Podróż samochodem z Krakowa do Zakopanego bywa dla kierowców wielkim przeżyciem, zwłaszcza na początku i na końcu każdego weekendu. Popularna \"zakopianka\" jest wówczas tak zakorkowana, iż 92 kilometry przejeżdża się w 4, 5, a zdarza się, że i w 7 godzin.
Dopóki jedna z najpopularniejszych szos w Polsce nie będzie na całej długości autostradą lub przynajmniej drogą szybkiego ruchu (na razie po dwa pasy w obie strony są tylko na odcinku Kraków-Pcim), dopóty nie ma szans na pomyślne rozwiązanie tego problemu.
Skoro nowe inwestycje na "zakopiance" są śpiewką odległej przyszłości, Generalna Dyrekcja Dróg Krajowych i Autostrad, jej zarządca, postanowiła sprawdzić przy pomocy internetu, ile zajmuje nam przejazd nią.

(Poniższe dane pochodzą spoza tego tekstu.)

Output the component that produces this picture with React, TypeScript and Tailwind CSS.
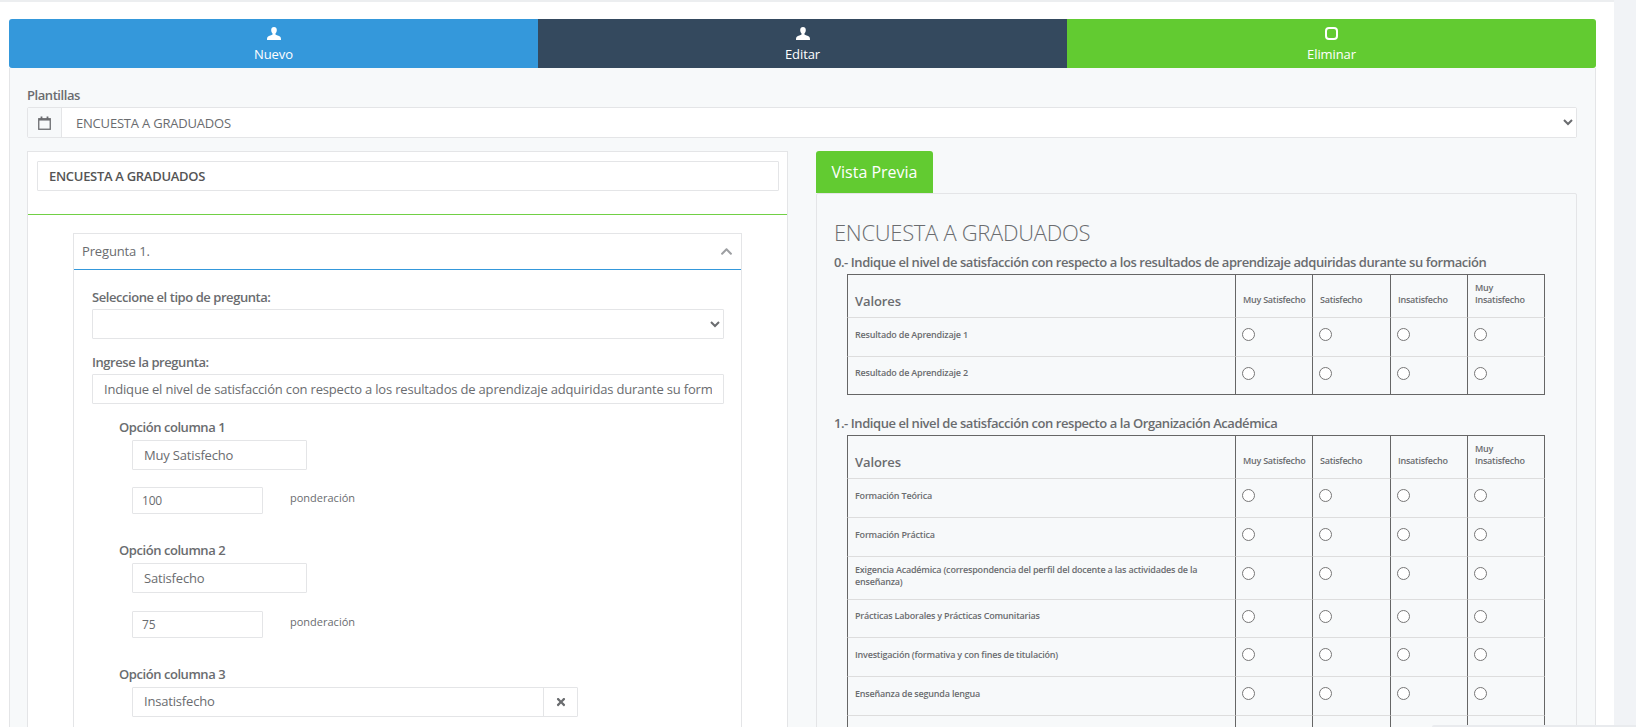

"Innowacyjny system informacyjny na bieżąco będzie rozpoznawał tablice rejestracyjne poruszających się po tej trasie samochodów. W kilku punktach pomiarowych będą zamontowane kamery monitorujące ruch. Specjalny system rozpozna tablice rejestracyjne poszczególnych pojazdów i wyliczy średni czas przejazdu pomiędzy kolejnymi kamerami. Wyniki pojawią się na tablicach informacyjnych umieszczonych w czterech miejscach: w Krakowie, Myślenicach, Rabce-Zdroju i Zakopanem. Dzięki temu kierowcy będą na bieżąco informowani, ile czasu danego dnia zajmie im 92-kilometrowa trasa" - poinformowała "Polska-Gazeta Krakowska".
System będzie działał przez dwa lata, bo na tyle podpisano umowę z wykonawcą systemu informatycznego. W tym czasie GDDKiA zadecyduje, czy kontynuować pomiary.
Kierowcy, którzy chcą sprawdzić natężenie ruchu na trasie Kraków-Zakopane, mogą wejść na stronę www.nadrodze.info oraz wypatrywać najnowszych danych na tablicach informacyjnych w wymienionych wyżej miejscowościach.